There is enough uncertainty in the NANOGrav signal that the door is open for alternative explanations, says Nelson Christensen at Carleton College in Minnesota. “We’re going to have hundreds of papers from theorists in the coming days where they’re going to be presenting other models.”
One possibility is that the background waves come from defects in the very early universe as it changed phases. The idea is that this left an imprint in space-time, like the cracks that form when water freezes into ice. Another is that the background in fact comprises long-theorised primordial gravitational waves, produced by the universe rapidly expanding shortly after the big bang during a period known as cosmic inflation.
Nothing ruled out
However, the data isn’t currently anywhere near precise enough to rule out one scenario or the other, says Pedro Ferreira at the University of Oxford. “The problem with this topic is, yes, it could be any number of types of new physics, but you can’t really distinguish between them.”

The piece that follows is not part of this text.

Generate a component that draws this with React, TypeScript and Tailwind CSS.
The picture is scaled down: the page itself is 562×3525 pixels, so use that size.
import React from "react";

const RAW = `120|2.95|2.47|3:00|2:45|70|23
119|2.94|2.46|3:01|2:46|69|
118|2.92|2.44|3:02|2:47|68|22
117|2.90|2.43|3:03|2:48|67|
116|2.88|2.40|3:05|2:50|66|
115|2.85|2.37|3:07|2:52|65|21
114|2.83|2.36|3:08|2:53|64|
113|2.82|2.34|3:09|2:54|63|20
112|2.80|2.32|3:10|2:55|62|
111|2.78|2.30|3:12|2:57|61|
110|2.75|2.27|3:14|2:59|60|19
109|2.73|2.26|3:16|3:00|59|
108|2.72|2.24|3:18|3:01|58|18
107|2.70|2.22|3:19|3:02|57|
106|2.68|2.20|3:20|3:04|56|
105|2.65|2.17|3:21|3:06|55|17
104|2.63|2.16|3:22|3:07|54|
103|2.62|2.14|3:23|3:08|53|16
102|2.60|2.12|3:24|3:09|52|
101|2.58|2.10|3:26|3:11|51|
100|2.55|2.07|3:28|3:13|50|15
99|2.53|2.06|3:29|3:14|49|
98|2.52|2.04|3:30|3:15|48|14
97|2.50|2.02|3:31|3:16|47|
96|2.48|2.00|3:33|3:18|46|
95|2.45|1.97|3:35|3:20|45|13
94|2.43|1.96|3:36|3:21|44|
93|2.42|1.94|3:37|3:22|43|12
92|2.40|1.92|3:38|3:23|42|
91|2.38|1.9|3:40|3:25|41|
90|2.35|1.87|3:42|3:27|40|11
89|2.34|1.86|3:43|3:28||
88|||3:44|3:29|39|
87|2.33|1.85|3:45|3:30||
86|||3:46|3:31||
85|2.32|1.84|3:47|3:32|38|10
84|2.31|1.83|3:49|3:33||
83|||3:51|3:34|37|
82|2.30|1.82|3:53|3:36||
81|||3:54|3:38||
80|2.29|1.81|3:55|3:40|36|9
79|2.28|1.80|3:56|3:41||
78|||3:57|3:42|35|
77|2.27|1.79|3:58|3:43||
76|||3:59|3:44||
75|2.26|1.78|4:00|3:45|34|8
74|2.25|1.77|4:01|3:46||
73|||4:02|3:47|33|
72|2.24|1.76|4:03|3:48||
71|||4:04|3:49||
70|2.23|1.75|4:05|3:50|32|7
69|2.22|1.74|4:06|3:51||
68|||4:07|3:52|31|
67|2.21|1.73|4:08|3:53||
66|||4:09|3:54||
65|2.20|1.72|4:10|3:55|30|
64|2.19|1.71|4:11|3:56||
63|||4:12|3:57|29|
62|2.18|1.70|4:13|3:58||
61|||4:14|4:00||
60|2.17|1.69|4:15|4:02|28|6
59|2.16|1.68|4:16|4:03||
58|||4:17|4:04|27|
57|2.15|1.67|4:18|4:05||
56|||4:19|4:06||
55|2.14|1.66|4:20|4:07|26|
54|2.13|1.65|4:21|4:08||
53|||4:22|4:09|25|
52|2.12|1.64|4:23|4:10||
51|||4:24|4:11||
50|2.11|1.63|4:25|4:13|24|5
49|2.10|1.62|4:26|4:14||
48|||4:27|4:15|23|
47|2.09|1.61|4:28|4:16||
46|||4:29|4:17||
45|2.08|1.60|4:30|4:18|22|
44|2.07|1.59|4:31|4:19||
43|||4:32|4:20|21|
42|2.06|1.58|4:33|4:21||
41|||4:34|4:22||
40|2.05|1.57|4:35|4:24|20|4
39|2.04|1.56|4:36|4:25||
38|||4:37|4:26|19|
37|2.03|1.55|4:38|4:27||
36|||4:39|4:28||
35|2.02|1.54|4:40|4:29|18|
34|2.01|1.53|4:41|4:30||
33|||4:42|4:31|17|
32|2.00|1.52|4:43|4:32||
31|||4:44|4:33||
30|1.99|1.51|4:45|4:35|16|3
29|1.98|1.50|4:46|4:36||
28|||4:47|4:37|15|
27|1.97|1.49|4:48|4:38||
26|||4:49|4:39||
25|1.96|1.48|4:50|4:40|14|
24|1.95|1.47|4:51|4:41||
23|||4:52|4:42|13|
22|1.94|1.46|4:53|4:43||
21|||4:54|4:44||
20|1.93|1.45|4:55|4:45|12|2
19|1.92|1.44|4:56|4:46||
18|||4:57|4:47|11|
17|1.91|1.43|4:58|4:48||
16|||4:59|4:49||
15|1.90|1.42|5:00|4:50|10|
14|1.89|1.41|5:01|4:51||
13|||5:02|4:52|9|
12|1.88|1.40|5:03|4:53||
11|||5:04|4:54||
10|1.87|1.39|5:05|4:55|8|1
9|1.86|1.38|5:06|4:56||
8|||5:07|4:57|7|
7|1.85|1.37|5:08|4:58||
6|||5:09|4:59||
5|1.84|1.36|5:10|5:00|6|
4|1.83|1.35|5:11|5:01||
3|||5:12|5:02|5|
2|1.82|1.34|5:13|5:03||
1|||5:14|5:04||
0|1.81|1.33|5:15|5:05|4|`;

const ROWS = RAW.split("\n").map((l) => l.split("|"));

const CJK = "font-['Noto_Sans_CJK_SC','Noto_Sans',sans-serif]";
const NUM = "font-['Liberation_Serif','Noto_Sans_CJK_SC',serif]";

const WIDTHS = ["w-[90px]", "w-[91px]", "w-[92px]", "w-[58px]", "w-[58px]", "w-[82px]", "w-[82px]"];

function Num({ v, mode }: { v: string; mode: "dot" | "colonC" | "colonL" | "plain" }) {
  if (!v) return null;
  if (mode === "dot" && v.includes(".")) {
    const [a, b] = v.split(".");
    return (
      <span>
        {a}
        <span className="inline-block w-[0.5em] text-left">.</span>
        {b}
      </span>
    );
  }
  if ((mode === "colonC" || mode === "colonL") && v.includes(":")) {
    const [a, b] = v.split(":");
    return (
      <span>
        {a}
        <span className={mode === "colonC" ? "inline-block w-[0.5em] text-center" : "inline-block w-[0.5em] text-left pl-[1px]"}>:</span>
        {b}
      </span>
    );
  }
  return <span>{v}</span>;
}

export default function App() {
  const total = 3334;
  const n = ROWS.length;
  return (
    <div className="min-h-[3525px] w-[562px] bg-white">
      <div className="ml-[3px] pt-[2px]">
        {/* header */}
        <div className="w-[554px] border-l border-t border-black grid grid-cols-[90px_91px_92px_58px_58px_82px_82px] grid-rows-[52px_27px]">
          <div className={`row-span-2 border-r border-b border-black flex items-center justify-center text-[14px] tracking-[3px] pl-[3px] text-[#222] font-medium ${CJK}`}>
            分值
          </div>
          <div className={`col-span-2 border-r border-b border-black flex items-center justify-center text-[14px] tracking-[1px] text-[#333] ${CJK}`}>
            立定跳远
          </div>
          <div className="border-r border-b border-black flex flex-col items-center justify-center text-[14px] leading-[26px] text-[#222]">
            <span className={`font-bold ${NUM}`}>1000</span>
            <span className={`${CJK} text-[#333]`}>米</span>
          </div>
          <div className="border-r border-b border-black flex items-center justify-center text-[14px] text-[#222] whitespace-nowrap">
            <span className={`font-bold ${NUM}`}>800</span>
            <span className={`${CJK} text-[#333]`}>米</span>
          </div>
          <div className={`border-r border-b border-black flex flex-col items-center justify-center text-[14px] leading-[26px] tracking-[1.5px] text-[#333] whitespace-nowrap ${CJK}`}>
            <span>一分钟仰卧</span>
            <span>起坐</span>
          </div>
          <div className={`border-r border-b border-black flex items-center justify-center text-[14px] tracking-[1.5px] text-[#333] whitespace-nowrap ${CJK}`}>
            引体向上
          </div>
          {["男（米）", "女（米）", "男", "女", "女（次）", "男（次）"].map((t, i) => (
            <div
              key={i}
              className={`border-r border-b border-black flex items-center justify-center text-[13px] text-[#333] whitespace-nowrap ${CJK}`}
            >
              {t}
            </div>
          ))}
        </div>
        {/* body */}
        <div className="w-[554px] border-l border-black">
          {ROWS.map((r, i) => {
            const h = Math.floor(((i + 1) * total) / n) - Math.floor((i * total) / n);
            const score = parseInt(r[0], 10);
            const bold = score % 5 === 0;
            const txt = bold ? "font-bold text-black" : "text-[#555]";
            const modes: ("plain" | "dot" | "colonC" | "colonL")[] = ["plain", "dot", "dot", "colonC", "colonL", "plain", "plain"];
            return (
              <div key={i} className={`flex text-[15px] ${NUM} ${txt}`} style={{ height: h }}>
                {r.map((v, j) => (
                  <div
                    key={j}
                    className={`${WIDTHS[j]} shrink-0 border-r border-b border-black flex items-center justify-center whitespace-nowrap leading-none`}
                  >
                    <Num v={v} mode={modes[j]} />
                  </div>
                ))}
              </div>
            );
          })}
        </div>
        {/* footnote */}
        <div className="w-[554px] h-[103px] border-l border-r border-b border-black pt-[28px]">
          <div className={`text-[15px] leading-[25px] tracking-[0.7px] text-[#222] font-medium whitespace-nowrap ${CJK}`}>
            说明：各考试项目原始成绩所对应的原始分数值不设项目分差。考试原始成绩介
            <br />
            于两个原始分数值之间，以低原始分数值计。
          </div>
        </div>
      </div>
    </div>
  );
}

To solve that, we need more data. Recently built telescopes like FAST in China and MeerKAT in South Africa, as well as the Square Kilometre Array, the world’s largest telescope that is under construction in Australia and South Africa, will allow us to measure the pulsars more often and with much greater precision. Discovering new and more regular pulsars will also help, says McKee.
Combining the datasets of all the various PTAs in a global collaboration, too, will allow for a more detailed analysis. There are some pulsars that only the Australian telescopes can see, and vice versa for the European ones. An analysis combining all of the results is already under way, says DeCesar, and should be released in the coming years.
“This is a golden era for gravitational waves,” says Christensen. “Within about eight years, not only have we detected gravitational waves on the ground, but now we’ve detected them with a completely other method at a very different frequency — this is just super exciting.”